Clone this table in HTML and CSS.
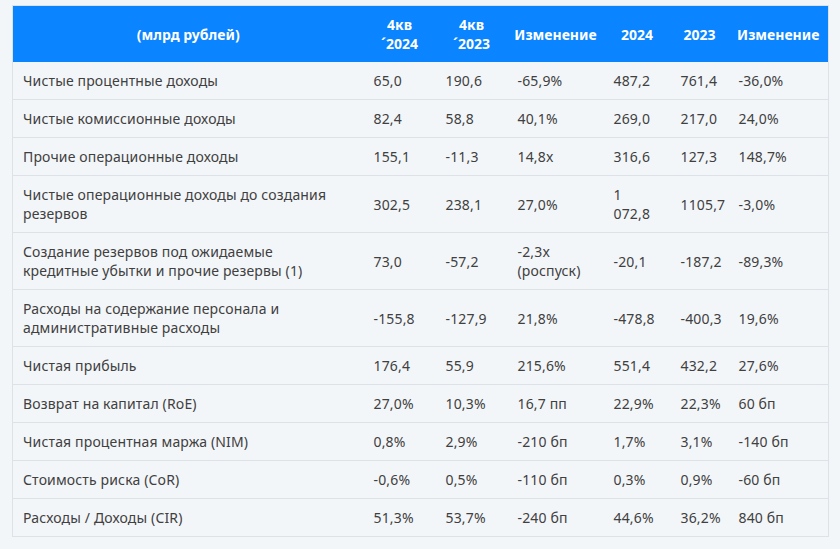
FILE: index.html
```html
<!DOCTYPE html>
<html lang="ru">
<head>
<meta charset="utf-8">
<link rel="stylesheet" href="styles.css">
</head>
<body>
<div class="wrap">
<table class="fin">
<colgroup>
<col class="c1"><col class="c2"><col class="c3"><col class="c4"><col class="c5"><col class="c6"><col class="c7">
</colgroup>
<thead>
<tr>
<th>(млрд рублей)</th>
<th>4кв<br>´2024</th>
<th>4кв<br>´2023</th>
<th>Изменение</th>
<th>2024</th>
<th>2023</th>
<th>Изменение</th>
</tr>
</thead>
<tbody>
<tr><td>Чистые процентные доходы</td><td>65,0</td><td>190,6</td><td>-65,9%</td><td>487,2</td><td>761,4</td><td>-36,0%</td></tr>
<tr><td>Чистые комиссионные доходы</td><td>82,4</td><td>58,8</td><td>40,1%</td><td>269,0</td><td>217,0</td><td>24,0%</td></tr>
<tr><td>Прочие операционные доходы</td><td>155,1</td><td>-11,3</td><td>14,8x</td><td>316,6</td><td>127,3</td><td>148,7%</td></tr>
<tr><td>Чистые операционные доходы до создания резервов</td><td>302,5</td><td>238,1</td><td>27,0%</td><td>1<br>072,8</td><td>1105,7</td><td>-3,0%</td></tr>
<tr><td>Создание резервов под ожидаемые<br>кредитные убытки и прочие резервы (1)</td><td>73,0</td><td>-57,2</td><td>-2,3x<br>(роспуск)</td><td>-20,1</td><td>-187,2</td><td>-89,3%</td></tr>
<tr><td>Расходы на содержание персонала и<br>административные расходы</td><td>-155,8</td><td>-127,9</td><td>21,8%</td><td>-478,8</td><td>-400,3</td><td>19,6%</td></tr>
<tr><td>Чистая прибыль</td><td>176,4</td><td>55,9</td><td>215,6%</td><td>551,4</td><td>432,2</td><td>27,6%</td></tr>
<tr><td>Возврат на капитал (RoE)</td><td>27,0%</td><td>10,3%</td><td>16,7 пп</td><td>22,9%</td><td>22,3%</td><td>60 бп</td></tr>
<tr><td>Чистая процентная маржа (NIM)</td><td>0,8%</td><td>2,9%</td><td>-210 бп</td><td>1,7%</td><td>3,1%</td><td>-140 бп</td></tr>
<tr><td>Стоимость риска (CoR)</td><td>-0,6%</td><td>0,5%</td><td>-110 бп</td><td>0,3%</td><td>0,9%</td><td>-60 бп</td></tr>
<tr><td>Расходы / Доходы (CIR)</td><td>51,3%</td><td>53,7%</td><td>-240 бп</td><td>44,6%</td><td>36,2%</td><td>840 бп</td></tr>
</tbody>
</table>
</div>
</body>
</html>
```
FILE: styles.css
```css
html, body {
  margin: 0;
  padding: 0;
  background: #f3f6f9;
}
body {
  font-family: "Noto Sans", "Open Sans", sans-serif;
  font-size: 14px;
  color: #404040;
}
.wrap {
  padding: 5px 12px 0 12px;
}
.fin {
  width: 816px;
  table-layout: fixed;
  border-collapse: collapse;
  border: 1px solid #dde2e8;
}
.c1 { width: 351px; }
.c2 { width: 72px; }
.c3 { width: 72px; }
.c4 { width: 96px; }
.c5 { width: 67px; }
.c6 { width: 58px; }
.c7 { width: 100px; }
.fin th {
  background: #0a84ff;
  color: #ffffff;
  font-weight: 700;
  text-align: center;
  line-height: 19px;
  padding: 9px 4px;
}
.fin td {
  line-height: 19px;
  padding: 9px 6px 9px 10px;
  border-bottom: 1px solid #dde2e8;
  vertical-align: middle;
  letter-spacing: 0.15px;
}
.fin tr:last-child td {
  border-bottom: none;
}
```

• _What is required_
Check each line of the data above for the string "table" and report only how many lines have it.

• _Result for this exercise_
4